The Almighty blessed us, and Duck Commander did work, just like He said it would. Yes, it took a long, long time for us to get to where we are today. But even before our success, and long before
Duck Dynasty
came along, everybody was happy, happy, happy. In other words, it wasn’t like my love for the Almighty was contingent upon whether the blessings came or not. My prayer was always: “Lord, if You bless me, I’ll thank You; but if You don’t, I’ll be thankful for what I have. I have plenty. I’m in good shape.” Even before our success came along, we had air-conditioning, color TV, hot water, and a bathtub. We had everything we needed. When I was a boy, we didn’t even have bathtubs or commodes, but I was still as happy and content as I am today. As long as I was doing what God said was right and living my life for Him, I knew everything would work out in the end—one way or another.

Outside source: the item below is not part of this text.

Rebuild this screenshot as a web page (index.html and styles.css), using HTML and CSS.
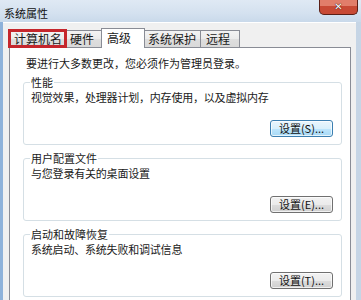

IF IT SOUNDS LIKE A DUCK . . .

Rule No. 10 for Living Happy, Happy, Happy

If You’re Going to Do Something, Do It Right (Instead of Doing It Again)

W
hen I was a bit of a wild child during the 1960s, one of my favorite musicians was Jimi Hendrix. A masterful showman, Hendrix was a brilliant experimentalist and one of the most influential musicians in history. Hendrix had an incredible ability to manipulate a six-string guitar and distort it to make sounds no one would have believed possible. You know what was most amazing about Hendrix? That sucker never learned to read music! He learned to play guitar by ear but did more with it than anyone before him or anyone since.